The Spiritual Journey of Counting the Omer: Reflections Of The Road So Far, and Musings On The Weeks Ahead

Posted on May 10, 2023

By Hazzan Jacob Sandler.


Lag BaOmer was Monday night/Tuesday this week. The 33rd day of our 7-week journey to Shavuot. The Torah teaches that while we left Egypt and were free on Passover, our freedom wasn’t fully realized until we received the Torah 7 weeks later. As we count those same 7 weeks, we have an opportunity to refine our souls and become even more ready to take hold of our freedom and be our best selves.

I like to ask a lot of questions during the Omer about the sefira (attribute/trait) of the week, and the sefira of the day – how they relate and inform each other. If you’ve been coming to evening minyan regularly, you’ve heard me do this. If not, come check it out.

During the first week, in focusing on Chesed (lovingkindness), I wondered how can I be sure that my love or kindness is still respectful of others’ boundaries (Day 2: Gevurah in Chesed). You wouldn’t want to go in for the hug without knowing if that person is a hugger, or at least it never hurts to ask. Later that week (Day 6: Yesod in Chesed), I thought about how the bonds and relationships in my life support my kindness. Do I surround myself with people who encourage, value and inspire me to be kinder? 

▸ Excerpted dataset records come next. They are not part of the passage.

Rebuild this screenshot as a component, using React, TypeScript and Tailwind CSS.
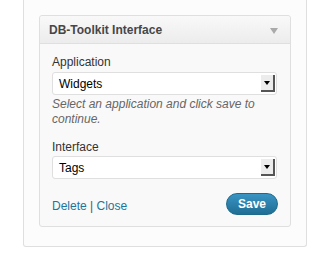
export default function App() {
    return (
        <div className="w-[319px] h-[255px] bg-white font-['Liberation_Sans',Arial,sans-serif]">
            <div className="ml-[23px] w-[284px] h-[247px] border-x border-b border-[#dfdfdf] rounded-b-[3px] bg-[#fcfcfc] pt-[15px] pl-[15px]">
                <div className="w-[252px] h-[212px] border border-[#dfdfdf] rounded-[3px] bg-[#f9f9f9]">
                    <div className="h-[28px] flex items-center justify-between px-[9px] border-b border-[#dfdfdf] rounded-t-[3px] bg-gradient-to-b from-[#f9f9f9] to-[#ececec]">
                        <span className="text-[12px] font-bold text-[#464646]">DB-Toolkit Interface</span>
                        <svg width="8" height="8" viewBox="0 0 8 8" className="mt-[3px] mr-[3px]">
                            <path d="M0 1 L8 1 L4 7 Z" fill="#aaaaaa" />
                        </svg>
                    </div>
                    <div className="px-[12px] pt-[11px]">
                        <div className="text-[12px] text-[#333] leading-[15px]">Application</div>
                        <SelectBox value="Widgets" className="mt-[2px]" />
                        <p className="mt-[2px] text-[12px] italic text-[#666] leading-[15px]">Select an application and click save to continue.</p>
                        <div className="mt-[13px] text-[12px] text-[#333] leading-[15px]">Interface</div>
                        <SelectBox value="Tags" className="mt-[1px]" />
                        <div className="mt-[14px] flex items-center justify-between">
                            <div className="text-[12px] text-[#21759b] mt-[4px]">
                                Delete <span className="text-[#555]">|</span> Close
                            </div>
                            <button className="w-[52px] h-[22px] rounded-full border border-[#1e6a8d] bg-gradient-to-b from-[#3a94c2] to-[#1f6e95] text-white text-[12px] font-bold">
                                Save
                            </button>
                        </div>
                    </div>
                </div>
            </div>
        </div>
    )
}

function SelectBox({ value, className }: { value: string; className?: string }) {
    return (
        <div className={`${className} w-[225px] h-[23px] border border-[#dfdfdf] rounded-[3px] bg-white flex items-center justify-between pl-[6px] pr-[1px]`}>
            <span className="text-[12px] text-black">{value}</span>
            <div className="w-[14px] h-[17px] bg-[#ececec] border-r-2 border-b-2 border-[#555] flex items-center justify-center">
                <svg width="6" height="4" viewBox="0 0 6 4">
                    <path d="M0 0 L6 0 L3 4 Z" fill="#000" />
                </svg>
            </div>
        </div>
    )
}
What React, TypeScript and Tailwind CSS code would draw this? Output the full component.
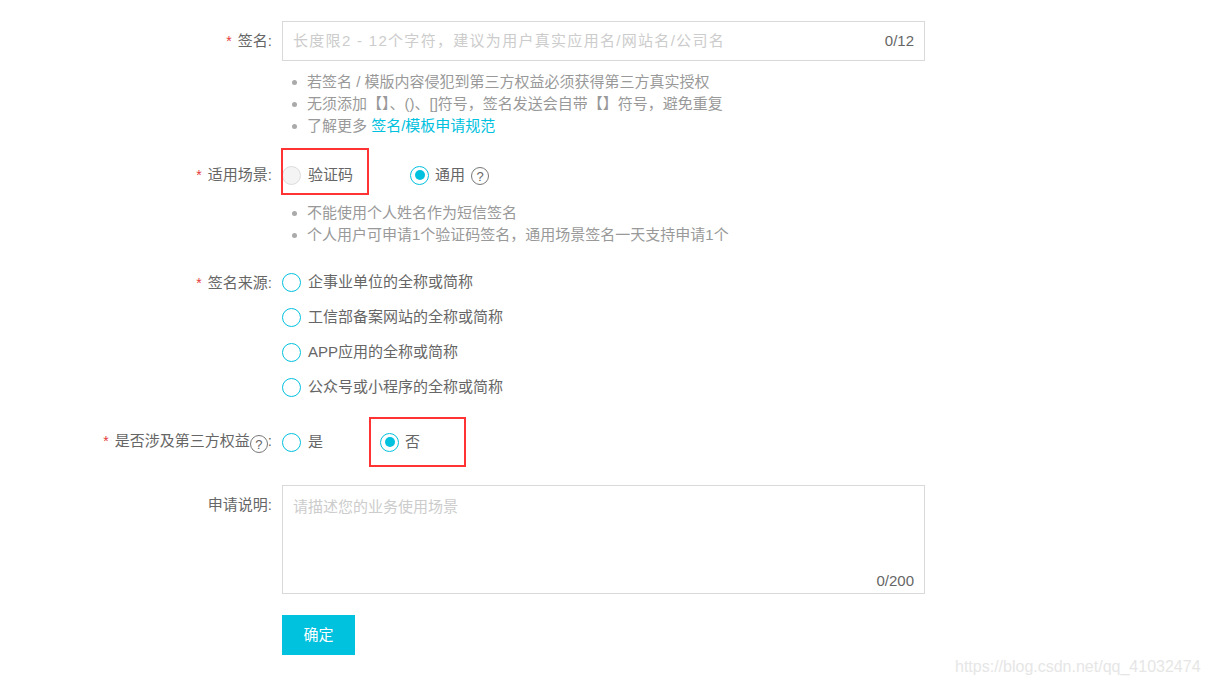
import type { ReactNode } from 'react'

const font = { fontFamily: '"Liberation Sans", "Noto Sans CJK SC", sans-serif' }

function Label({ children, required = true, top = false }: { children: ReactNode; required?: boolean; top?: boolean }) {
  return (
    <div
      className={`w-[282px] shrink-0 pr-[10px] text-right text-[15px] text-[#666] leading-[20px] ${top ? 'pt-[10px]' : ''}`}
    >
      {required && <span className="text-[#e4393c] mr-[6px] text-[14px]">*</span>}
      {children}
      <span>:</span>
    </div>
  )
}

function Help() {
  return (
    <span className="inline-flex items-center justify-center w-[18px] h-[18px] rounded-full border border-[#777] text-[13px] leading-none text-[#666] align-[-3px]">
      ?
    </span>
  )
}

function Radio({ checked = false, disabled = false }: { checked?: boolean; disabled?: boolean }) {
  if (disabled) {
    return <span className="w-[19px] h-[19px] rounded-full border border-[#dcdcdc] bg-[#f4f4f4] shrink-0" />
  }
  return (
    <span className="w-[19px] h-[19px] rounded-full border-[1.5px] border-[#00c1de] bg-white shrink-0 flex items-center justify-center">
      {checked && <span className="w-[10px] h-[10px] rounded-full bg-[#00c1de]" />}
    </span>
  )
}

function Hints({ items }: { items: ReactNode[] }) {
  return (
    <ul className="pl-[292px] text-[15px] leading-[22px] text-[#999]">
      {items.map((it, i) => (
        <li key={i} className="flex items-center">
          <span className="w-[5px] h-[5px] rounded-full bg-[#aaa] mr-[10px]" />
          <span>{it}</span>
        </li>
      ))}
    </ul>
  )
}

export default function App() {
  return (
    <div className="relative w-[1206px] h-[684px] bg-white overflow-hidden" style={font}>
      <div className="pt-[21px]">
        {/* 签名 */}
        <div className="flex items-center">
          <Label>签名</Label>
          <div className="w-[643px] h-[40px] border border-[#d9d9d9] flex items-center justify-between px-[10px] text-[15px]">
            <span className="text-[#ccc] tracking-[1.3px]">长度限2 - 12个字符，建议为用户真实应用名/网站名/公司名</span>
            <span className="text-[#666]">0/12</span>
          </div>
        </div>
        <div className="mt-[10px]">
          <Hints
            items={[
              '若签名 / 模版内容侵犯到第三方权益必须获得第三方真实授权',
              '无须添加【】、()、[]符号，签名发送会自带【】符号，避免重复',
              <>
                了解更多 <span className="text-[#00c1de]">签名/模板申请规范</span>
              </>,
            ]}
          />
        </div>

        {/* 适用场景 */}
        <div className="flex items-center h-[34px] mt-[21px]">
          <Label>适用场景</Label>
          <div className="flex items-center gap-[57px] text-[15px] text-[#666]">
            <div className="relative flex items-center gap-[7px] h-[20px]">
              <Radio disabled />
              <span>验证码</span>
              <span className="absolute -left-[1px] -top-[17px] -right-[16px] -bottom-[10px] border-2 border-[#f33]" />
            </div>
            <div className="flex items-center gap-[6px] h-[20px]">
              <Radio checked />
              <span>通用</span>
              <span className="-mt-[3px]">
                <Help />
              </span>
            </div>
          </div>
        </div>
        <div className="mt-[10px]">
          <Hints items={['不能使用个人姓名作为短信签名', '个人用户可申请1个验证码签名，通用场景签名一天支持申请1个']} />
        </div>

        {/* 签名来源 */}
        <div className="flex mt-[19px]">
          <div className="h-[35px] flex items-center">
            <Label>签名来源</Label>
          </div>
          <div className="flex flex-col text-[15px] text-[#666]">
            {['企事业单位的全称或简称', '工信部备案网站的全称或简称', 'APP应用的全称或简称', '公众号或小程序的全称或简称'].map(t => (
              <div key={t} className="h-[35px] flex items-center gap-[7px]">
                <Radio />
                <span>{t}</span>
              </div>
            ))}
          </div>
        </div>

        {/* 第三方权益 */}
        <div className="flex items-center h-[34px] mt-[20px]">
          <Label>
            是否涉及第三方权益
            <Help />
          </Label>
          <div className="flex items-center gap-[57px] text-[15px] text-[#666]">
            <div className="flex items-center gap-[7px] h-[20px]">
              <Radio />
              <span>是</span>
            </div>
            <div className="relative flex items-center gap-[6px] h-[20px]">
              <Radio checked />
              <span>否</span>
              <span className="absolute -left-[11px] -top-[15px] -right-[46px] -bottom-[15px] border-2 border-[#f33]" />
            </div>
          </div>
        </div>

        {/* 申请说明 */}
        <div className="flex mt-[26px]">
          <Label required={false} top>
            申请说明
          </Label>
          <div className="w-[643px] h-[109px] border border-[#d9d9d9] flex flex-col justify-between px-[10px] pt-[10px] pb-[1px] text-[15px]">
            <span className="text-[#ccc]">请描述您的业务使用场景</span>
            <span className="self-end text-[#666]">0/200</span>
          </div>
        </div>

        <div className="pl-[282px] mt-[21px]">
          <button className="w-[73px] h-[40px] bg-[#00c1de] text-white text-[15px]">确定</button>
        </div>
      </div>

      <div className="absolute left-[955px] top-[655px] text-[16px] text-[#e6e6e6]">https://blog.csdn.net/qq_41032474</div>
    </div>
  )
}
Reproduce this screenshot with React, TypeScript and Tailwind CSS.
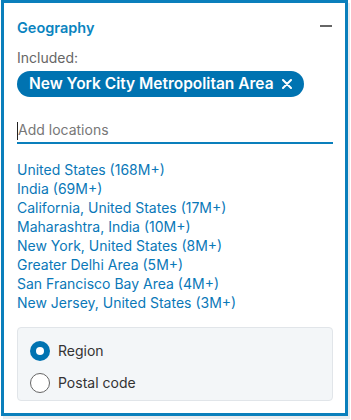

During the second week, the week of Gevurah (strength/discipline/restraint/judgment), I thought about how my judgment should come from a place of love and rooted in kindness. (Day 8: Chesed in Gevurah). Sometimes we need tough love. On Day 12 (Hod in Gevurah), it was Yom HaShoah uGevurah, I thought about how judgment without humility can be incredibly dangerous. We must know that our strength comes from HaShem, and never forget what can happen if we become arrogant and judgmental or worse.

The third week is about Tiferet, which is associated with beauty and balance, but also truth and the integration of extremes. I thought about (Day 18: Netzach in Tiferet), how finding balance is never a done deal. That we need to find enduring balance, which requires constantly balancing. It’s an exercise that is ongoing. 

In the fourth week, the theme was Netach (endurance, eternity – netzach netzachim, but also ambition and success – nitzachon). I thought about (Day 23: Gevurah in Netzach) how to make good decisions into lasting good habits. I also meditated on (Day 26: Hod in Netzach), sometimes in order to reach our ambitious goals, we need to let go and be grateful for what we’ve already achieved. It’s also important to be humble in our pursuits and asking for help and receiving feedback in order to continue succeeding in the long term.

And in this fifth week of Hod (humility, gratitude, surrender), I always remind myself (Day 29: Chesed in Hod) that humility is not thinking less of myself, but thinking of myself less. Humility is not self-deprecation, but a loving recognition of the greatness of others. I’ve also been thinking about (Day 34: Netzach in Hod) how important it is to make gratitude a practice. Not only to be thankful, but to make a habit of being thankful.

The days and weeks ahead we will look at Yesod and Malchut. Yesod is our foundation, our connections, and our relationships. We can think of our partners, teams, colleagues, families, friends, communities and how they serve as our foundation, our support and our source of intimacy. We might ask ourselves how can I be more kind in my relationships, more discerning, more honest, more consistent or more grateful? 

And the final week of Malchut is the most challenging. Malchut is the great receiver. She is the manifestation of all we learn each week, and how we receive the blessings of those meditations. How do we increase our dignity and our ability to lead with these traits? How can we move from freedom to true autonomy, allowing our soul to guide our bodies to do great things? Have we reflected and received the gifts of kindness, strength, balance, success, gratitude, and connection? And are we ready come day 50 to receive the Torah all over again?